Conclusions grounded in acoustic engineering practice:
- Marginal dB gains can be costly in material terms: once a partition is properly decoupled and sealed, adding mass yields diminishing returns relative to flanking and leakage. In those cases, blanket MLV usage is an inefficient environmental strategy.
- MLV is most defensible in constrained retrofits: when thickness, access, or schedule prevents building an optimal isolated wall, MLV can provide a practical mass increase with minimal dimensional impact.
- IAQ outcomes depend heavily on the system, not just the sheet: adhesives and tapes can dominate emissions. Product selection should treat “MLV + adhesive + tape” as one environmental and commissioning unit.
- End-of-life is a structural disadvantage: compared with screw-fastened board systems, MLV installed with full-surface adhesive is less compatible with recycling and deconstruction, increasing the likelihood of landfill.
Recommendations for specification and procurement:
- Use tested assemblies and document why MLV is required: tie MLV to a defined constraint (thickness, weight, or retrofit limitation) and a defined acoustic deficiency (measured leakage, insufficient surface mass, duct breakout).
- Specify low-emitting materials: request third-party emissions documentation where available (product VOC data and adhesive VOC data). Include a commissioning plan with ventilation flush-out time before critical listening evaluations.
- Optimize the mass you install: choose the lowest surface density that meets the target when combined with proper detailing. Increasing from 1 lb/ft² to 2 lb/ft² across large areas should be justified by predicted improvement, not by convention.
- Design for fewer, higher-impact interventions: prioritize sealing and flanking control, then decoupling, then damping/mass. This ordering tends to yield the best acoustic improvement per unit of added material.
- Plan for waste reduction: require installers to provide cut layouts for large jobs and to coordinate MEP penetrations early to avoid scrap and rework.

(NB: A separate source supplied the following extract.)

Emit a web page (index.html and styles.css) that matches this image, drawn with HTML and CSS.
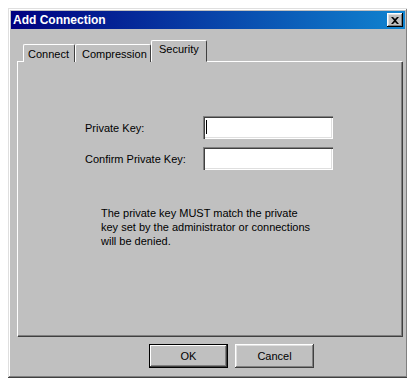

For audio professionals making informed decisions, the most reliable way to reduce environmental impact without sacrificing isolation is to treat MLV as a targeted tool rather than a default layer. When MLV is specified based on assembly physics—airtightness, resonance control, and flanking management—it can solve real constraints efficiently. When it is used to compensate for avoidable detailing issues, it tends to increase embodied and end-of-life burdens without delivering proportionate acoustic value.